The UN IPCC is the scientific voice on climate change, bringing together the world's top climate scientists to arrive at a consensus on the future that we face together. The panel reviews all the scientific work on climate change that has been conducted in the last five years to achieve a big-picture overview on what kind of climate change we might see in the decades to come. Because it involves so many scientists, who aren't going to agree with each other all the time, the IPCC is also seen as a fairly conservative body of thought, where only the bits that everyone can agree on are included. This time around, there are already criticisms that it is too conservative in its assessment, in particular, its suggestion that climate change will have a minimal major impact on Antarctica.
The report, in any case, will make for some fairly grim reading:
- globally, the world will be warming by 0.2C per decade for the next two decades.
- current concentrations of carbon dioxide and methane far exceed pre-industrial values determined from ice core records going back for 650,000 years.
- continued greenhouse gas emissions are likely to cause changes to the global climate far greater than those experienced in the 20th century.
- changes in sea surface temperatures, snow cover and atmospheric circulation patterns are linked to longer and more intense droughts.

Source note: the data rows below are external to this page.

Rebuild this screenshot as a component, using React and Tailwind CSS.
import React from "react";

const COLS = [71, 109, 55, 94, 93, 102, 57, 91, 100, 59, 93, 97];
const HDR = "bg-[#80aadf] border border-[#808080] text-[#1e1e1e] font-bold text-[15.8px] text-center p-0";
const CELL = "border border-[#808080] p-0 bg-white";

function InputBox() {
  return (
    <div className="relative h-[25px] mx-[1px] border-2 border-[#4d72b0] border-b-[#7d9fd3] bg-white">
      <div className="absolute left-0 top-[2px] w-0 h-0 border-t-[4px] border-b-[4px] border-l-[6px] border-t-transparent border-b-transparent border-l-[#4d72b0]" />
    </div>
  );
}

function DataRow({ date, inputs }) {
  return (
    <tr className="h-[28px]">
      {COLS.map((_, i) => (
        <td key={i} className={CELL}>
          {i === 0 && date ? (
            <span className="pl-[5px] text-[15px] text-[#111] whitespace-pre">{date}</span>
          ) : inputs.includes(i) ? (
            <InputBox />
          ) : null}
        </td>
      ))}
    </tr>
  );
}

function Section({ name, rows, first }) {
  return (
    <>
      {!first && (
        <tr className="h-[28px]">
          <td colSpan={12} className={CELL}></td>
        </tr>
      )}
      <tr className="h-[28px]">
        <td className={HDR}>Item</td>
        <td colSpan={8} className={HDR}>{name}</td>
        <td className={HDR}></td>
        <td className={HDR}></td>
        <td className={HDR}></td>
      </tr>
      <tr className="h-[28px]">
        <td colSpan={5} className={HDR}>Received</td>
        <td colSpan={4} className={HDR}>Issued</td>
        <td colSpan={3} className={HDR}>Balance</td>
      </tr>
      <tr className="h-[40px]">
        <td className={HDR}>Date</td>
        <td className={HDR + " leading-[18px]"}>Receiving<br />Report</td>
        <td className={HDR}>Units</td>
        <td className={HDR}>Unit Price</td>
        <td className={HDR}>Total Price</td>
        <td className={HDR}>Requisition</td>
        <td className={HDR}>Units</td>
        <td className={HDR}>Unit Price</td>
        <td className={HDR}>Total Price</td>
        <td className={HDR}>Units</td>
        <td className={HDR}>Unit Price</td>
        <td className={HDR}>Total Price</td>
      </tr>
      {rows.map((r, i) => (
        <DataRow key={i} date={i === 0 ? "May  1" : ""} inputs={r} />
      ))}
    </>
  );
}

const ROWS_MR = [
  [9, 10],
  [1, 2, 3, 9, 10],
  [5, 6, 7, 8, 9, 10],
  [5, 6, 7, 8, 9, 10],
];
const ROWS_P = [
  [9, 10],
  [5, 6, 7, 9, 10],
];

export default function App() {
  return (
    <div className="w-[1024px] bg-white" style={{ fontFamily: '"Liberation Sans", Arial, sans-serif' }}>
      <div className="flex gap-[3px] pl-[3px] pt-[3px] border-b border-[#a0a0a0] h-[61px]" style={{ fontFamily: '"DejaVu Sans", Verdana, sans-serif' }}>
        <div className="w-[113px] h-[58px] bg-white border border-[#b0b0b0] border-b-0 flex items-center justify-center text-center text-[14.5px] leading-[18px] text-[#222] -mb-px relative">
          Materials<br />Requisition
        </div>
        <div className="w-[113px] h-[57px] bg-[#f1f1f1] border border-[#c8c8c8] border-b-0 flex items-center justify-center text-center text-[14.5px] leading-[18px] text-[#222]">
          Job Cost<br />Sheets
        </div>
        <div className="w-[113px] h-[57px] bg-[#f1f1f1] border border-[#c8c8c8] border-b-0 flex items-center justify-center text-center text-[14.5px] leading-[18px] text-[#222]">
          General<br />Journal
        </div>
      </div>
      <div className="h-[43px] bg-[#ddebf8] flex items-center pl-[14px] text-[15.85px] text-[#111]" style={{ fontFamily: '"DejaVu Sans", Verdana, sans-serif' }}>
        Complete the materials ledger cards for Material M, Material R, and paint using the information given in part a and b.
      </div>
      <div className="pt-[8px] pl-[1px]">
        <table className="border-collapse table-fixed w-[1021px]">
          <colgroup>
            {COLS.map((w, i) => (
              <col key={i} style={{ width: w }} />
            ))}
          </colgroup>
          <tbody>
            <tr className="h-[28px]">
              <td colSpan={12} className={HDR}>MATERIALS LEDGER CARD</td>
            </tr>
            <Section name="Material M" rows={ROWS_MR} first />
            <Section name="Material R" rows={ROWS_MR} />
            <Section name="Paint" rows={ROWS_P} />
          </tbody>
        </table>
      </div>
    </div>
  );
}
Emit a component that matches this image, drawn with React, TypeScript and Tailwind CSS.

- the number of cyclones, hurricanes and typhoons per year is likely to decrease, but their intensity and effects will be greater.
- the timescale of climate processes, systems and feedback mean that even if greenhouse gas concentrations were to be stabilised, warming effects and sea-level rises would continue for centuries thereafter.

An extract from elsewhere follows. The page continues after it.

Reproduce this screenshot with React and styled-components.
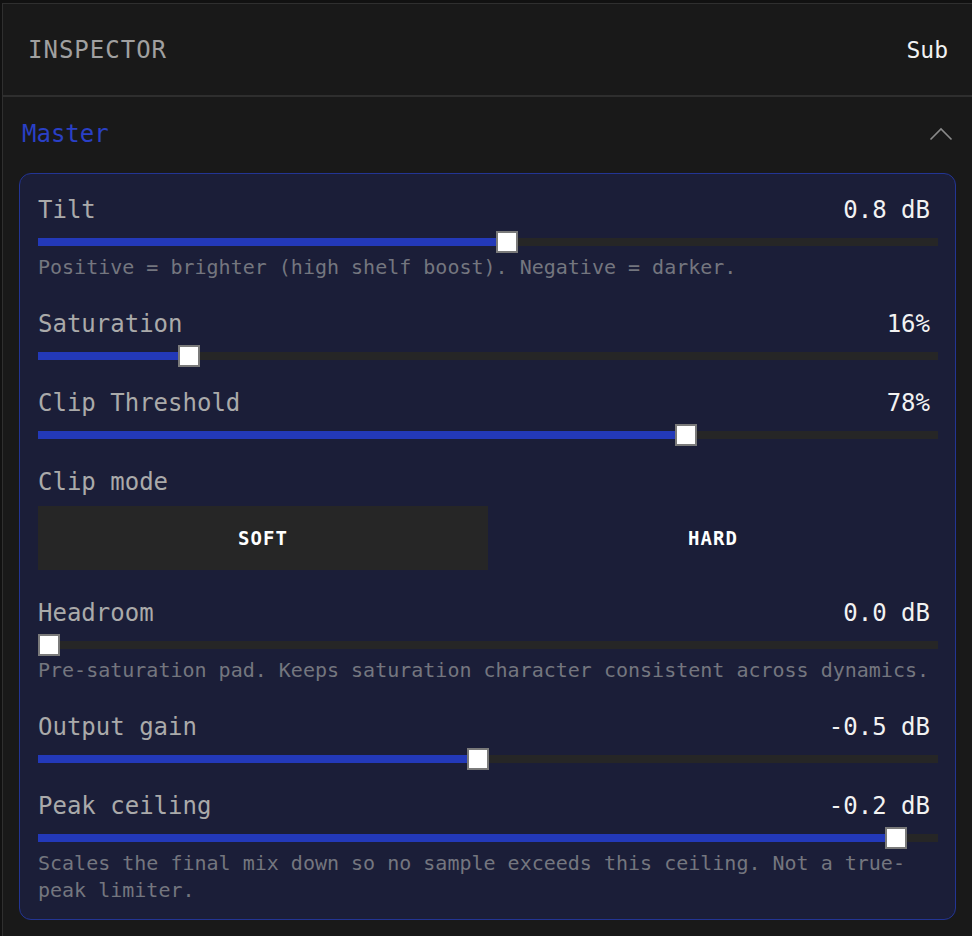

This picture, provided through the BBC, shows a retreating Austrian glacier over nearly 100 years. Mountain glaciers such as these are retreating nearly three times as fast as they were in the 1980s. The Alps are expected to lose 75% of their glacial cover by 2100. It's not pretty stuff and the scale and speed of change illustrated here can be found for the majority of mountain glaciers throughout the world - with effects for users of the water that melts from them - what will happen when the glaciers are gone and the streams stop flowing?